With respect to the issue of Rule 11 sanctions, the Federal Circuit applied the law of the regional circuit and held that the district court abused its discretion by applying a subjective standard of review, rather than an objective one, in evaluating Raylon’s conduct. In particular, the court noted that an evaluation of Raylon’s litigation motives has no place in the Rule 11 analysis. Moreover, the court held that the district court abused its discretion by failing to consider some of the defendants’ arguments regarding claim interpretation. The Federal Circuit agreed with the defendants that Raylon’s claim construction and infringement contentions were frivolous and warranted Rule 11 sanctions and, therefore, remanded the case for determination of an appropriate sanction.
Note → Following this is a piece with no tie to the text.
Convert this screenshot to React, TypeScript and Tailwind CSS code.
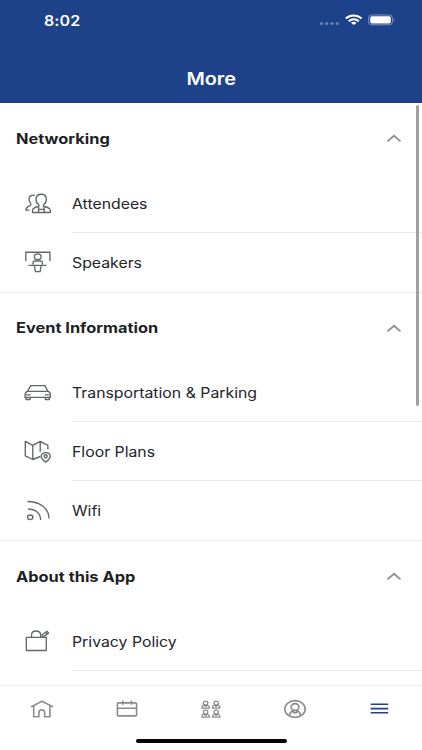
import { useState, type ReactNode } from 'react';

interface MenuItem {
  label: string;
  icon: ReactNode;
}

interface MenuSection {
  title: string;
  items: MenuItem[];
  continues?: boolean;
}

// 28x28 outline icon used in the menu rows
function RowIcon({ children }: { children: ReactNode }) {
  return (
    <svg
      width="28"
      height="28"
      viewBox="0 0 28 28"
      fill="none"
      stroke="#646769"
      strokeWidth="1.35"
      strokeLinejoin="round"
      className="shrink-0"
    >
      {children}
    </svg>
  );
}

function TabIcon({ children, active = false }: { children: ReactNode; active?: boolean }) {
  return (
    <svg
      width="26"
      height="20"
      viewBox="0 0 26 20"
      fill="none"
      stroke={active ? '#1d4289' : '#8a8b8d'}
      strokeWidth="1.6"
      strokeLinejoin="round"
    >
      {children}
    </svg>
  );
}

const sections: MenuSection[] = [
  {
    title: 'Networking',
    items: [
      {
        label: 'Attendees',
        icon: (
          <RowIcon>
            <path d="M14.9 17.8v-2.1c-1.6-1-2.9-3-2.9-5.3 0-3.1 2-5.2 5.2-5.2s5.2 2.1 5.2 5.2c0 2.3-1.3 4.3-2.9 5.3v2.1" />
            <path d="M14.6 17.4c-3.2.8-6.1 1.4-6.1 4v2.1h17.8v-2.1c0-2.6-2.9-3.2-6.1-4M14.6 17.4v6M20.2 17.4v6M14.8 20.4h5.2" />
            <path d="M10.9 6.4C7.5 5.6 5 7.2 5 10.2c0 2.4 1.9 3.6 1.9 5.3 0 2.2-5 1.2-5 5.6h3.6" />
          </RowIcon>
        ),
      },
      {
        label: 'Speakers',
        icon: (
          <RowIcon>
            <path d="M1.8 13V4.2h24.1V13" />
            <ellipse cx="13.7" cy="8.7" rx="3.4" ry="2.9" />
            <path d="M9 16.6v-2.1c0-1 .8-1.5 1.8-1.5h5.8c1 0 1.8.5 1.8 1.5v2.1M4.5 17.3h18M10.3 17.5l1.1 6.1h4.7l1.1-6.1" />
          </RowIcon>
        ),
      },
    ],
  },
  {
    title: 'Event Information',
    items: [
      {
        label: 'Transportation & Parking',
        icon: (
          <RowIcon>
            <path d="M3.6 12.3l3-5.7h14.3l3 5.7M3.6 12.3h20.3c1.6.5 2.5 1.6 2.5 3.2v2.9H1.1v-2.9c0-1.6.9-2.7 2.5-3.2z" />
            <path d="M2.1 18.4v2.1h4v-2.1M21.4 18.4v2.1h4v-2.1M2 15.8h4.7M20.8 15.8h4.7" />
          </RowIcon>
        ),
      },
      {
        label: 'Floor Plans',
        icon: (
          <RowIcon>
            <path d="M16.4 18.5l-7.6 3-7.5-3.6V3.3l7.5 4.1 7.4-4.1 7.7 4.1v3.9M8.8 7.4v14M16.2 3.3v10.4" />
            <path d="M21.7 24.2c-2.2-2-4.5-3.7-4.5-5.8 0-2.2 1.9-3.8 4.5-3.8s4.5 1.6 4.5 3.8c0 2.1-2.3 3.8-4.5 5.8z" />
            <circle cx="21.7" cy="18.2" r="1.5" />
          </RowIcon>
        ),
      },
      {
        label: 'Wifi',
        icon: (
          <RowIcon>
            <ellipse cx="6.2" cy="20.3" rx="2.7" ry="2.3" />
            <path d="M4 12c7.4 0 12.6 4.4 12.6 11M3.4 4.5C16 4.5 25 11.5 25 21.6" />
          </RowIcon>
        ),
      },
    ],
  },
  {
    title: 'About this App',
    continues: true,
    items: [
      {
        label: 'Privacy Policy',
        icon: (
          <RowIcon>
            <path d="M2.3 10.3h20v13.2h-20zM7.5 10.1V8.4C7.5 5.8 9.3 4 12 4s4.7 1.8 4.7 4.4v1.7" />
            <path d="M18.4 9.2l-.2-1.7 4.9-3.1 1.5 1.7-4.7 3.3zM21.6 5.4l1.4 1.8" />
          </RowIcon>
        ),
      },
    ],
  },
];

function Chevron({ open }: { open: boolean }) {
  return (
    <svg width="16" height="10" viewBox="0 0 16 10" fill="none" className={open ? '' : 'rotate-180'}>
      <path d="M1.5 8.4L8 2.7l6.5 5.7" stroke="#8e8f91" strokeWidth="1.8" />
    </svg>
  );
}

function StatusBar() {
  return (
    <div className="flex h-10 items-center justify-between pl-11 pr-[26px]">
      <span className="inline-block origin-left scale-x-[1.14] text-[14px] font-semibold tracking-[0.1px]">8:02</span>
      <svg width="78" height="14" viewBox="0 0 78 14" fill="none">
        <g fill="#6b83b3">
          <circle cx="3.5" cy="10.5" r="1.6" />
          <circle cx="8.8" cy="10.5" r="1.6" />
          <circle cx="14" cy="10.5" r="1.6" />
          <circle cx="19.3" cy="10.5" r="1.6" />
        </g>
        <path d="M27.8 5.5c4.7-4 11.2-4 15.9 0" stroke="white" strokeWidth="2.1" />
        <path d="M30.7 8.2c3-2.5 7.1-2.5 10.1 0" stroke="white" strokeWidth="2" />
        <path d="M32.9 9.7c1.7-1.3 4-1.3 5.7 0l-2.8 2.4z" fill="white" />
        <rect x="50.6" y="2" width="23.8" height="9.8" rx="3" stroke="#7f94bf" />
        <rect x="52.2" y="3.3" width="20.6" height="7.2" rx="1.7" fill="white" />
        <path d="M75.6 5.4c1.5.4 1.5 2.8 0 3.2z" fill="#7f94bf" />
      </svg>
    </div>
  );
}

function Section({ section }: { section: MenuSection }) {
  const [open, setOpen] = useState(true);

  return (
    <section>
      <button
        onClick={() => setOpen(!open)}
        className="flex h-[70.5px] w-full items-center justify-between pl-4 pr-5"
      >
        <span className="inline-block origin-left scale-x-[1.17] text-[14px] font-bold text-[#1d1f24]">
          {section.title}
        </span>
        <Chevron open={open} />
      </button>
      {open &&
        section.items.map((item, idx) => {
          // The closing row of a section gets a full-width divider
          const isLast = idx === section.items.length - 1 && !section.continues;

          return (
            <div
              key={item.label}
              className={`flex items-center border-[#e9e9ea] pl-6 ${isLast ? 'h-[60px] border-b' : 'h-[59px]'}`}
            >
              {item.icon}
              <div
                className={`ml-[19.5px] flex h-full flex-1 items-center border-b pt-px ${
                  isLast ? 'border-transparent' : 'border-[#e9e9ea]'
                }`}
              >
                <span className="inline-block origin-left scale-x-[1.13] whitespace-nowrap text-[14px] text-[#232429]">
                  {item.label}
                </span>
              </div>
            </div>
          );
        })}
    </section>
  );
}

// Small bust used four times in the group tab
function Bust({ x, y }: { x: number; y: number }) {
  return (
    <g transform={`translate(${x} ${y})`} strokeWidth="1.25">
      <ellipse cx="4" cy="2.5" rx="2.2" ry="2" />
      <path d="M2.8 4.5C1.2 4.9.2 5.6.2 7.5h7.6c0-1.9-1-2.6-2.6-3M3.4 4.6v1.2h1.2V4.6" />
    </g>
  );
}

function TabBar() {
  return (
    <nav className="flex h-[65px] shrink-0 flex-col items-center border-t border-[#ededee] bg-white">
      <div className="grid h-[46px] w-full grid-cols-5 place-items-center">
        <TabIcon>
          <path d="M2 7.9L13 2.3l11 5.6M4.7 6.7v11.1h5.2v-4.1c0-2 1.1-2.9 2.9-2.9s2.9.9 2.9 2.9v4.1h5.2V6.7" />
        </TabIcon>
        <TabIcon>
          <rect x="3.4" y="3.9" width="19.2" height="13" rx="1" />
          <path d="M3.4 9.2h19.2M8.8 1.7v4M17.3 1.7v4" />
        </TabIcon>
        <TabIcon>
          <Bust x={3.6} y={1.5} />
          <Bust x={14.2} y={1.5} />
          <Bust x={3.6} y={10.5} />
          <Bust x={14.2} y={10.5} />
        </TabIcon>
        <TabIcon>
          <ellipse cx="13" cy="10" rx="10.2" ry="8.4" />
          <ellipse cx="13" cy="8" rx="3.9" ry="3.4" />
          <path d="M7.6 16.9c.1-2.7 1.3-4.5 3.7-5.4v2.1h3.5v-2.1c2.4.9 3.6 2.7 3.7 5.4" />
        </TabIcon>
        <TabIcon active>
          <path d="M3.7 5.3h17.5M3.7 9.6h17.5M3.7 13.8h17.5" />
        </TabIcon>
      </div>
      <div className="mt-[7px] h-1 w-[151px] rounded-full bg-black" />
    </nav>
  );
}

export default function App() {
  return (
    <div className="flex h-[750px] w-[422px] flex-col overflow-hidden bg-white font-['Inter',sans-serif]">
      <header className="h-[103px] shrink-0 bg-[#1d4289] text-white">
        <StatusBar />
        <h1 className="flex h-[78px] items-center justify-center text-[17px] font-semibold">
          <span className="inline-block translate-y-px scale-x-[1.17]">More</span>
        </h1>
      </header>

      <main className="relative min-h-0 flex-1 overflow-hidden">
        {sections.map((section) => (
          <Section key={section.title} section={section} />
        ))}
        {/* Scroll indicator */}
        <div className="absolute right-[3px] top-[2px] h-[301px] w-[3px] rounded-full bg-[#a1a1a1]" />
      </main>

      <TabBar />
    </div>
  );
}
Because the district court relied on its Rule 11 analysis to deny attorneys’ fees and costs, the Federal Circuit vacated the district court’s denial, and remanded for the court to reconsider the defendants’ motions.
In a concurring opinion, Judge Reyna stressed that when a court finds a Rule 11 sanction based on conduct involving an allegation and pursuit of patent infringement claims, that the court is compelled, if so moved by a party, to undertake a detailed and thorough § 285 inquiry and analysis. Judge Reyna would have reversed and declared this an exceptional case, limiting the remand to a determination of the appropriate sanctions to apply.